3xAA Voltage Drop upon load and voltage regulation question

Hi all, I have a question to which I cannot find answer experimentally at the moment but I am eager to know the theoretical part if you can help me with that.
I have a 3xAA (alkaline) batteries power supply that powers circuit via 12V (pololu) step up regulator. That regulator's minimum input voltage is 2.7V, does this mean that when circuit closes and battery voltage drops below 2.7V due to battery's internal resistance, this will no longer be enough voltage to power voltage regulator and it will quit working?

Yup, that's what it means

IMO, you ought to determine experimentally where it actually cuts out (by powering on the bench and varying the voltage), and how it behaves near that point. Some of them will cut out sharply, some will let the output voltage droop before cutting out entirely, many of them start squealing as they get close to their limits. Behavior also of course depends on output current.

Many people would consider the device cutting out at 2.7 or 3v to be a feature - if you're powering it from LiPo's, you call that "UVLO" (undervoltage lockout) and it's an essential feature to prevent LiPo's from being overdischarged and damaged.

Often boost converters will "cut out" at a lower voltage than they "cut in".

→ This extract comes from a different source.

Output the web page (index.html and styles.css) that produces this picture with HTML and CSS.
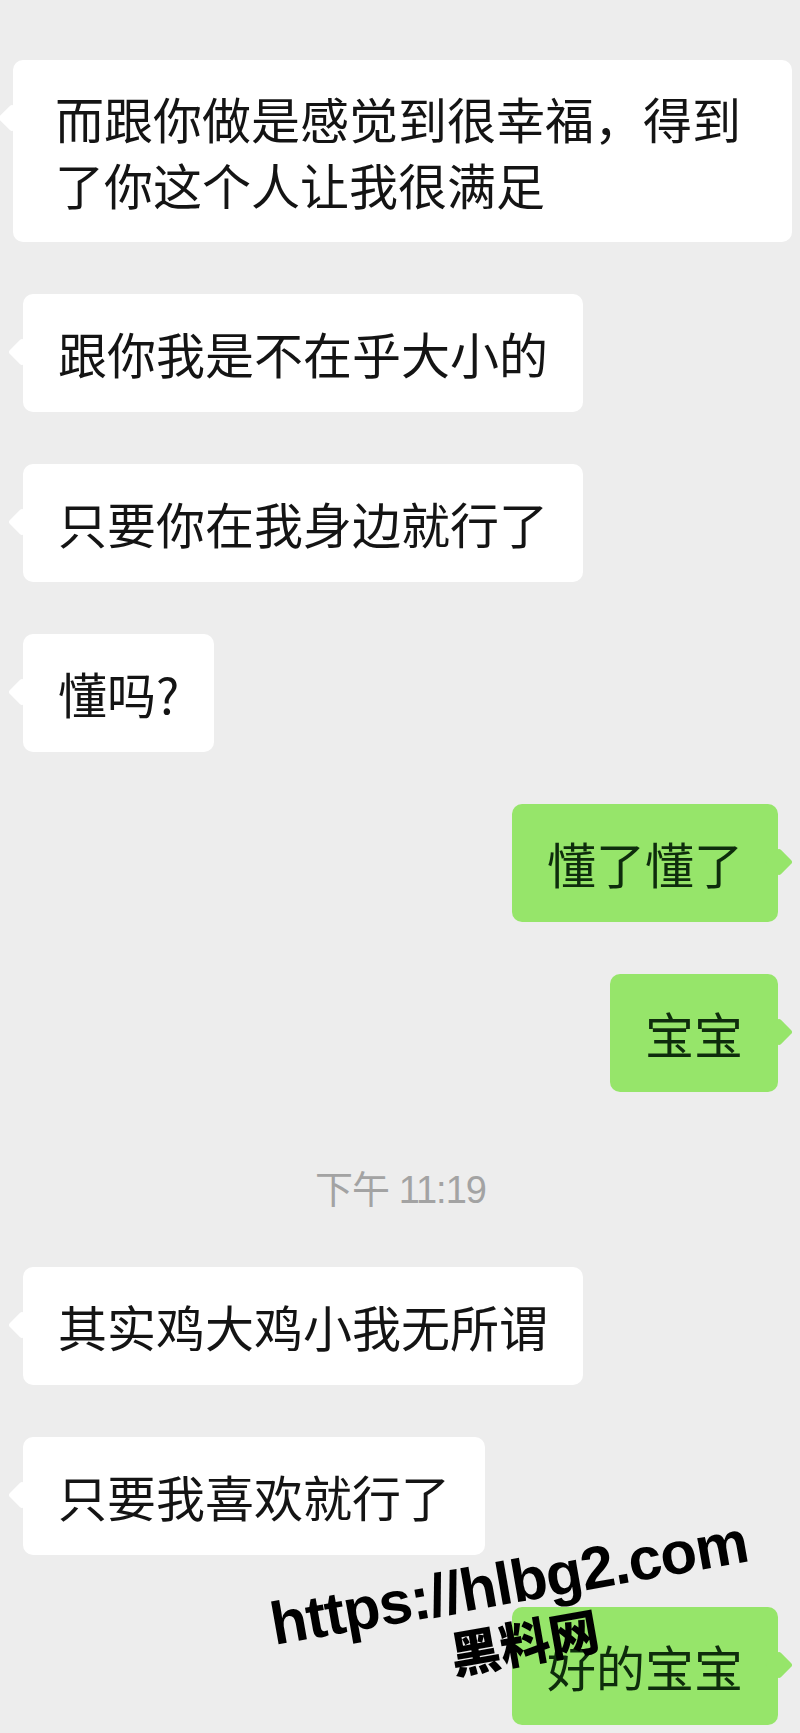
FILE: index.html
```html
<!DOCTYPE html>
<html lang="zh-CN">
<head>
    <meta charset="UTF-8">
    <meta name="viewport" content="width=device-width, initial-scale=1.0">
    <title>聊天记录</title>
    <link rel="stylesheet" href="styles.css">
</head>
<body>

    <div class="chat">
        <div class="row left">
            <div class="bubble wide">而跟你做是感觉到很幸福，得到了你这个人让我很满足</div>
        </div>
        <div class="row left">
            <div class="bubble">跟你我是不在乎大小的</div>
        </div>
        <div class="row left">
            <div class="bubble">只要你在我身边就行了</div>
        </div>
        <div class="row left">
            <div class="bubble">懂吗?</div>
        </div>
        <div class="row right">
            <div class="bubble mine">懂了懂了</div>
        </div>
        <div class="row right">
            <div class="bubble mine">宝宝</div>
        </div>

        <div class="time">下午 11:19</div>

        <div class="row left">
            <div class="bubble">其实鸡大鸡小我无所谓</div>
        </div>
        <div class="row left">
            <div class="bubble">只要我喜欢就行了</div>
        </div>
        <div class="row right">
            <div class="bubble mine">好的宝宝</div>
        </div>

        <div class="watermark">
            <span class="wm-url">https://hlbg2.com</span>
            <span class="wm-name">黑料网</span>
        </div>
    </div>

</body>
</html>
```

FILE: styles.css
```css
:root {
    --bg-color: #ededed;
    --white-bubble: #ffffff;
    --green-bubble: #96e56a;
    --text-color: #141414;
    --mine-text: #0e2c0c;
    --time-color: #a3a3a3;
}
* { margin: 0; padding: 0; box-sizing: border-box; }
body {
    background: var(--bg-color);
    font-family: "Noto Sans CJK SC", sans-serif;
    color: var(--text-color);
}
.chat {
    position: relative;
    height: 1733px;
    overflow: hidden;
    padding: 60px 22px 0 23px;
    display: flex;
    flex-direction: column;
    gap: 52px;
}
.row { display: flex; }
.row.right { justify-content: flex-end; }

.bubble {
    position: relative;
    max-width: 700px;
    padding: 26px 35px;
    background: var(--white-bubble);
    border-radius: 10px;
    font-size: 49px;
    line-height: 66px;
}
/* little tail next to the first line */
.bubble::before {
    content: "";
    position: absolute;
    top: 48px;
    left: -11px;
    width: 20px;
    height: 20px;
    background: inherit;
    border-radius: 3px;
    transform: rotate(45deg);
}
.bubble.wide { margin: 0 -14px 0 -10px; max-width: 779px; padding: 25px 42px; }
.bubble.mine { background: var(--green-bubble); color: var(--mine-text); }
.bubble.mine::before { left: auto; right: -11px; }

.time {
    padding-top: 21px;
    text-align: center;
    font-family: "Liberation Sans", "Noto Sans CJK SC", sans-serif;
    font-size: 38px;
    line-height: 50px;
    letter-spacing: -1px;
    color: var(--time-color);
}

.watermark {
    position: absolute;
    left: 254px;
    top: 1553px;
    width: 520px;
    text-align: center;
    color: #000;
    transform: rotate(-10deg);
}
.wm-url { display: block; font: 700 60px/59px "Liberation Sans", sans-serif; letter-spacing: -1px; }
.wm-name { display: block; padding-left: 10px; font: 900 50px/59px "Noto Sans CJK SC", sans-serif; }
```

In some cases (typically the ones that work from extremely low voltages - like the 0.9V from half-dead AA cells) they're powering the internal logic and switch from the output, and initially start in a low power mode to get a high enough voltage to run normally, and then go into normal operation from there. I had to deal with one with this behavior the other day, where it caused an issue...

If you knew what that part on the board was (the SOT-23-6 chip - that's the one that's doing all the work), you could pull the datasheet and see what it's specs are and compare with Pololu's specs. Cute part, by the way - you don't see many DC-DC converters with the SEPIC topology (allowing step up and step down in the same converter - that said, if you know it's always going to be operating in boost mode, a straight boost converter will be better and/or cheaper). Shame they don't tell you what part it is, as far as I can tell...

I have a 3xAA (alkaline) batteries power supply that powers circuit via 12V (pololu) step up regulator.

Just in case you're not aware of this, a switchmode DC-DC converter that boosts the voltage consumes more current than it puts-out.

Assuming it's (approximately) 100% efficient, stepping-up from 4.5V to 12V is (approximately) 3 times the voltage. That means you are "pulling" (approximately) 3 times as much current from the batteries as you're getting out of the regulator. And of course, that affects battery life.

...does this mean that when circuit closes and battery voltage drops below 2.7V due to battery's internal resistance...?

If fresh batteries are dropping from 4.5V to 2.7V, you probably need "bigger" batteries.

I have seen boost converters that accept as low as 0.9volts. But they seems to boost to a fixed 5 volts USB.

You can run arduino perfectly fine with such a module.

Something else to consider - the model of a battery is a voltage source in series with a resistor - that resistor is the internal resistance of the battery and it increases significantly as the battery discharges. This limits the current the battery can provide at a given voltage - there may still be significant charge left in the battery, but if you are pulling too much current, the voltage drops to the point where it is not usable. You can sometimes work around that to a degree by putting an electrolytic capacitor across the battery so while the dc resistance goes up, the reactance stays low which can help something that has AC (like a switching supply) and is using the battery as a return path. That was a trick we learned many years ago with the early transistor radios that used the little 9v batteries - you could get significantly longer run time (before the audio sounded really bad) by adding a capacitor across the 9v battery.